:: Instructions to follow ::
Please copy all the lines that follow, word for word.

########################################

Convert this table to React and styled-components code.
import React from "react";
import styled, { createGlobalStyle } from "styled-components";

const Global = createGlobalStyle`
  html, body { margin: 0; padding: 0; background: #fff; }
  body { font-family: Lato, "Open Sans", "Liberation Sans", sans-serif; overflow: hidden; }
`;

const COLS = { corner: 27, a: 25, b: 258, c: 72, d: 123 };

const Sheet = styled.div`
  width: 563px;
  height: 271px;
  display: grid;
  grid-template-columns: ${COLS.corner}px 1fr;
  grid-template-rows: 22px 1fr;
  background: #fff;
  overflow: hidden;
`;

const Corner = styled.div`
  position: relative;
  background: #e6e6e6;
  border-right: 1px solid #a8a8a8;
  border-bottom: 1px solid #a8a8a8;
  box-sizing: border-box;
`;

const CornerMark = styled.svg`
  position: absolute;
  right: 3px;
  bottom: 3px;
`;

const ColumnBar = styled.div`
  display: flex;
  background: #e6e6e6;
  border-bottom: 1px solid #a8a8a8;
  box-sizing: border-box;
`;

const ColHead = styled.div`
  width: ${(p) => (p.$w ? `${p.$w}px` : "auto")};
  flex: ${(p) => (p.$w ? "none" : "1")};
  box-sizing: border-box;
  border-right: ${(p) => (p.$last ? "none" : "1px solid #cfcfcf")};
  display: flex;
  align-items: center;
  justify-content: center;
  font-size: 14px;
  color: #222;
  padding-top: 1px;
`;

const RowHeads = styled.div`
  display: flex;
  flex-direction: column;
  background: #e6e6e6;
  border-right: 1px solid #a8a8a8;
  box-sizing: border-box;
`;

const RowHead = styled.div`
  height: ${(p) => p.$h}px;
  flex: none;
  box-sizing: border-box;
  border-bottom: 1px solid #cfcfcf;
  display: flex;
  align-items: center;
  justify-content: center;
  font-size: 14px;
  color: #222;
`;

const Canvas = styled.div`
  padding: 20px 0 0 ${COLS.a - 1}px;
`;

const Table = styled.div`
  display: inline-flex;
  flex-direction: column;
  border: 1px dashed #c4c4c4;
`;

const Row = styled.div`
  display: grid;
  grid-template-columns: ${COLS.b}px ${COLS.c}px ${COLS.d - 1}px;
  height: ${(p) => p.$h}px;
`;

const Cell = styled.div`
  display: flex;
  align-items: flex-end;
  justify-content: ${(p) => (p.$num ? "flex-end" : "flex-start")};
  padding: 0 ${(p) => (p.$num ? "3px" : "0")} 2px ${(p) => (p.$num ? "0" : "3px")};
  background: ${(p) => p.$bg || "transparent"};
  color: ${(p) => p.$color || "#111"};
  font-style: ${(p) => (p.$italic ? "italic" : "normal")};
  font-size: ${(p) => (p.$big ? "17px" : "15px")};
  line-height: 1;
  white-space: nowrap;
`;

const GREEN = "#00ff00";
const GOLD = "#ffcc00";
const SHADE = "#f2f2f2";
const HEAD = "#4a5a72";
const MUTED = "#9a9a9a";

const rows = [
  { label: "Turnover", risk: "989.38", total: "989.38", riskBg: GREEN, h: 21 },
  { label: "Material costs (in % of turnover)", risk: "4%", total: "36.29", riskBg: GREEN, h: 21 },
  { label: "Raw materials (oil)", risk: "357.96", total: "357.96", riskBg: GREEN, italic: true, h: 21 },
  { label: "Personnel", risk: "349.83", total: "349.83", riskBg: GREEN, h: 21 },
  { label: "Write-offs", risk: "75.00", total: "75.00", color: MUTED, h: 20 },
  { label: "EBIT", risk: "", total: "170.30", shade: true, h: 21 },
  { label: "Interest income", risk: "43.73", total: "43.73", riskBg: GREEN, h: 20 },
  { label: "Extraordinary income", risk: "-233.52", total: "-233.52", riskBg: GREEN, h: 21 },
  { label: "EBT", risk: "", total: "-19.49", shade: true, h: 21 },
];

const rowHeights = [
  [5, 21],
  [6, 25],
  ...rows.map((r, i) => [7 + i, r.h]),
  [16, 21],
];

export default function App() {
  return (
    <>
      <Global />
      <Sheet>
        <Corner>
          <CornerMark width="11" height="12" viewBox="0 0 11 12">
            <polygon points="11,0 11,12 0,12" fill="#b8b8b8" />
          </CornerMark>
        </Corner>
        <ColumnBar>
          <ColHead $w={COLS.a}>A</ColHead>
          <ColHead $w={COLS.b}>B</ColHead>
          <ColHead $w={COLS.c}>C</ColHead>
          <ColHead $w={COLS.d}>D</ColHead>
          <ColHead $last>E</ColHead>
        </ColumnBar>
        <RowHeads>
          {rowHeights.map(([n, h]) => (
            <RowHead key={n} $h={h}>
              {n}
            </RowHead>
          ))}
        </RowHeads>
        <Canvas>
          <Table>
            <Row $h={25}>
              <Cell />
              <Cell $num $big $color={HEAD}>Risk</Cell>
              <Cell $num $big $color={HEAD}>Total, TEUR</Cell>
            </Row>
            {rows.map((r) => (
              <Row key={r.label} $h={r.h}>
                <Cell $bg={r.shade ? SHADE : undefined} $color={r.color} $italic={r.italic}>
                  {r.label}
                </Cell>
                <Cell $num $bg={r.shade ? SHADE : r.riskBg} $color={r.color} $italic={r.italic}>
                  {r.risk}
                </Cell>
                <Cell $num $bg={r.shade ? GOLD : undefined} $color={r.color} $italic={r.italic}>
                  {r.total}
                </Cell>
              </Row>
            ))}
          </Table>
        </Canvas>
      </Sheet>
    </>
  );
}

########################################

:: Written answer ::
Convert this table to React and styled-components code.
import React from "react";
import styled, { createGlobalStyle } from "styled-components";

const Global = createGlobalStyle`
  html, body { margin: 0; padding: 0; background: #fff; }
  body { font-family: Lato, "Open Sans", "Liberation Sans", sans-serif; overflow: hidden; }
`;

const COLS = { corner: 27, a: 25, b: 258, c: 72, d: 123 };

const Sheet = styled.div`
  width: 563px;
  height: 271px;
  display: grid;
  grid-template-columns: ${COLS.corner}px 1fr;
  grid-template-rows: 22px 1fr;
  background: #fff;
  overflow: hidden;
`;

const Corner = styled.div`
  position: relative;
  background: #e6e6e6;
  border-right: 1px solid #a8a8a8;
  border-bottom: 1px solid #a8a8a8;
  box-sizing: border-box;
`;

const CornerMark = styled.svg`
  position: absolute;
  right: 3px;
  bottom: 3px;
`;

const ColumnBar = styled.div`
  display: flex;
  background: #e6e6e6;
  border-bottom: 1px solid #a8a8a8;
  box-sizing: border-box;
`;

const ColHead = styled.div`
  width: ${(p) => (p.$w ? `${p.$w}px` : "auto")};
  flex: ${(p) => (p.$w ? "none" : "1")};
  box-sizing: border-box;
  border-right: ${(p) => (p.$last ? "none" : "1px solid #cfcfcf")};
  display: flex;
  align-items: center;
  justify-content: center;
  font-size: 14px;
  color: #222;
  padding-top: 1px;
`;

const RowHeads = styled.div`
  display: flex;
  flex-direction: column;
  background: #e6e6e6;
  border-right: 1px solid #a8a8a8;
  box-sizing: border-box;
`;

const RowHead = styled.div`
  height: ${(p) => p.$h}px;
  flex: none;
  box-sizing: border-box;
  border-bottom: 1px solid #cfcfcf;
  display: flex;
  align-items: center;
  justify-content: center;
  font-size: 14px;
  color: #222;
`;

const Canvas = styled.div`
  padding: 20px 0 0 ${COLS.a - 1}px;
`;

const Table = styled.div`
  display: inline-flex;
  flex-direction: column;
  border: 1px dashed #c4c4c4;
`;

const Row = styled.div`
  display: grid;
  grid-template-columns: ${COLS.b}px ${COLS.c}px ${COLS.d - 1}px;
  height: ${(p) => p.$h}px;
`;

const Cell = styled.div`
  display: flex;
  align-items: flex-end;
  justify-content: ${(p) => (p.$num ? "flex-end" : "flex-start")};
  padding: 0 ${(p) => (p.$num ? "3px" : "0")} 2px ${(p) => (p.$num ? "0" : "3px")};
  background: ${(p) => p.$bg || "transparent"};
  color: ${(p) => p.$color || "#111"};
  font-style: ${(p) => (p.$italic ? "italic" : "normal")};
  font-size: ${(p) => (p.$big ? "17px" : "15px")};
  line-height: 1;
  white-space: nowrap;
`;

const GREEN = "#00ff00";
const GOLD = "#ffcc00";
const SHADE = "#f2f2f2";
const HEAD = "#4a5a72";
const MUTED = "#9a9a9a";

const rows = [
  { label: "Turnover", risk: "989.38", total: "989.38", riskBg: GREEN, h: 21 },
  { label: "Material costs (in % of turnover)", risk: "4%", total: "36.29", riskBg: GREEN, h: 21 },
  { label: "Raw materials (oil)", risk: "357.96", total: "357.96", riskBg: GREEN, italic: true, h: 21 },
  { label: "Personnel", risk: "349.83", total: "349.83", riskBg: GREEN, h: 21 },
  { label: "Write-offs", risk: "75.00", total: "75.00", color: MUTED, h: 20 },
  { label: "EBIT", risk: "", total: "170.30", shade: true, h: 21 },
  { label: "Interest income", risk: "43.73", total: "43.73", riskBg: GREEN, h: 20 },
  { label: "Extraordinary income", risk: "-233.52", total: "-233.52", riskBg: GREEN, h: 21 },
  { label: "EBT", risk: "", total: "-19.49", shade: true, h: 21 },
];

const rowHeights = [
  [5, 21],
  [6, 25],
  ...rows.map((r, i) => [7 + i, r.h]),
  [16, 21],
];

export default function App() {
  return (
    <>
      <Global />
      <Sheet>
        <Corner>
          <CornerMark width="11" height="12" viewBox="0 0 11 12">
            <polygon points="11,0 11,12 0,12" fill="#b8b8b8" />
          </CornerMark>
        </Corner>
        <ColumnBar>
          <ColHead $w={COLS.a}>A</ColHead>
          <ColHead $w={COLS.b}>B</ColHead>
          <ColHead $w={COLS.c}>C</ColHead>
          <ColHead $w={COLS.d}>D</ColHead>
          <ColHead $last>E</ColHead>
        </ColumnBar>
        <RowHeads>
          {rowHeights.map(([n, h]) => (
            <RowHead key={n} $h={h}>
              {n}
            </RowHead>
          ))}
        </RowHeads>
        <Canvas>
          <Table>
            <Row $h={25}>
              <Cell />
              <Cell $num $big $color={HEAD}>Risk</Cell>
              <Cell $num $big $color={HEAD}>Total, TEUR</Cell>
            </Row>
            {rows.map((r) => (
              <Row key={r.label} $h={r.h}>
                <Cell $bg={r.shade ? SHADE : undefined} $color={r.color} $italic={r.italic}>
                  {r.label}
                </Cell>
                <Cell $num $bg={r.shade ? SHADE : r.riskBg} $color={r.color} $italic={r.italic}>
                  {r.risk}
                </Cell>
                <Cell $num $bg={r.shade ? GOLD : undefined} $color={r.color} $italic={r.italic}>
                  {r.total}
                </Cell>
              </Row>
            ))}
          </Table>
        </Canvas>
      </Sheet>
    </>
  );
}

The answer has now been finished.